Personal information
- Full name: Walter Allan Williamson
- Date of birth: 7 May 1907
- Place of birth: Adelaide, South Australia
- Date of death: 22 July 1968 (aged 61)
- Place of death: Hindmarsh, South Australia
- Height: 185 cm (6 ft 1 in)
- Weight: 79 kg (174 lb)

Playing career^{1}
- Years: Club / Games (Goals)
- 1928–33, 1935–37: West Torrens / 118 (20)
- 1934: Hawthorn / 012 0(1)
- ^{1} Playing statistics correct to the end of 1937.

= Wally Williamson =

Australian rules footballer

Walter Allan Williamson (7 May 1907 – 22 July 1968) was an Australian rules footballer who played with Hawthorn in the Victorian Football League (VFL) and West Torrens in the South Australian National Football League (SANFL).

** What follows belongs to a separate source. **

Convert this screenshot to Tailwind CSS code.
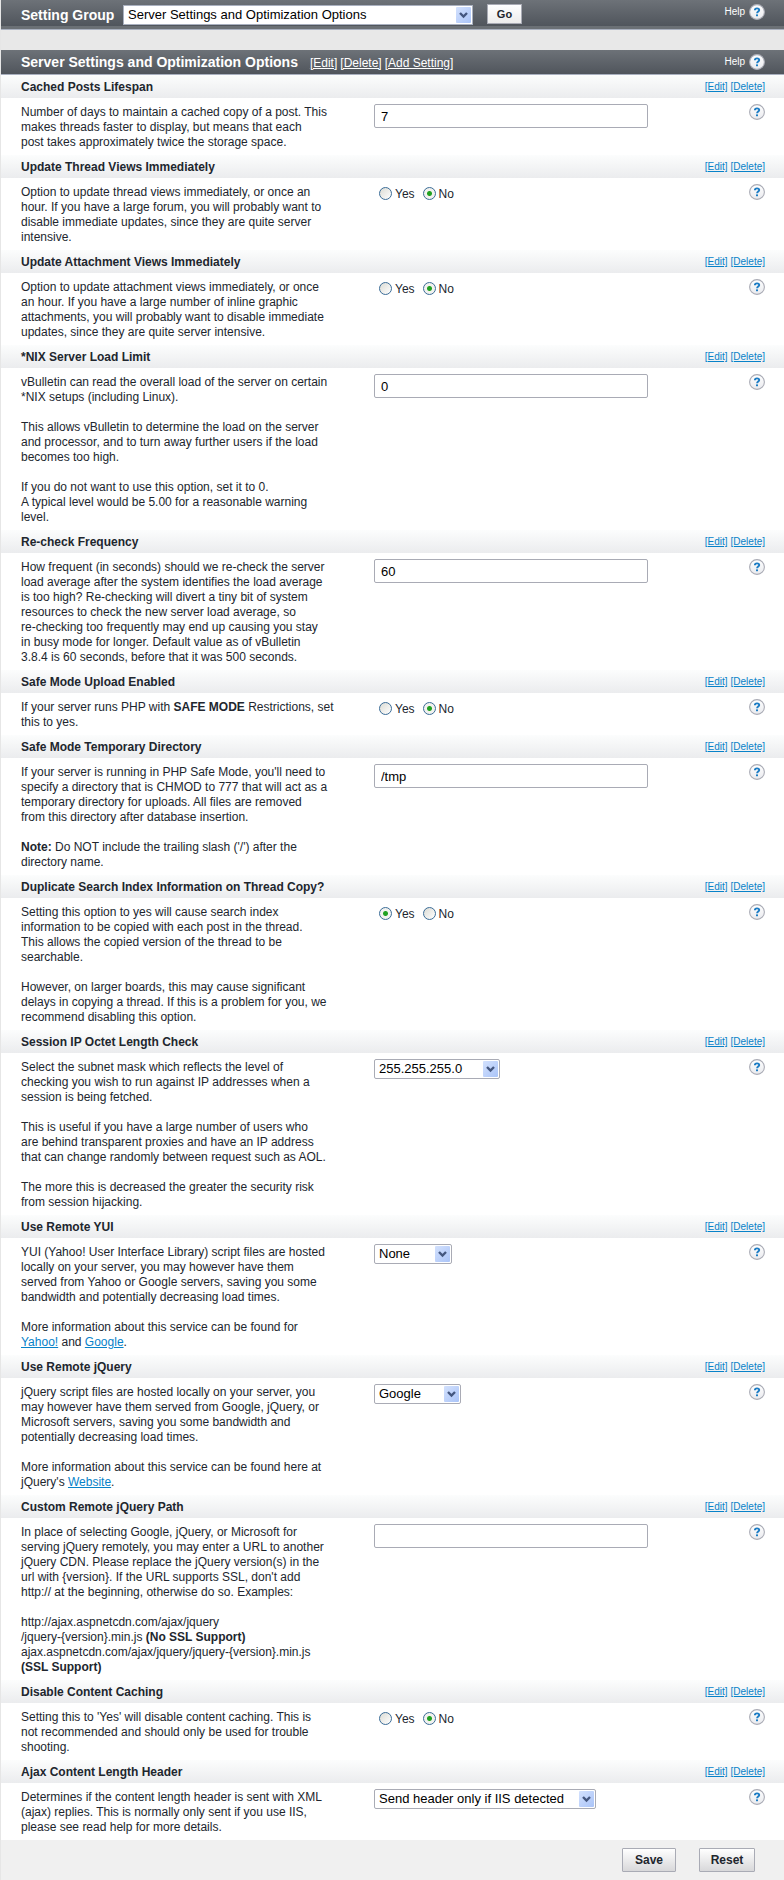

Williamson, who played his football mostly on the ball or in defence, started his career at West Torrens. He won the West Torrens best and fairest award in 1931 and was captain the next two seasons. His stint as captain included their 1933 premiership win, when they defeated Norwood by 23 points in the grand final.

He played at Hawthorn in the 1934 VFL season, a much weaker side which would win only one of the 12 games that he appeared in. Despite only spending a year at the club, Williamson held the position of vice captain.

Back in South Australia, Williamson played with West Torrens for three further seasons. He represented South Australia in four interstate fixtures during his career.

He was one of many footballers who served his country in World War II, primarily serving in Darwin.

In November 1936 he married Dulcie Elizabeth Lill and they lived in Jetty Street, Grange, South Australia. They had no children together.

Wally Williamson died in Hindmarsh on 22 July 1968.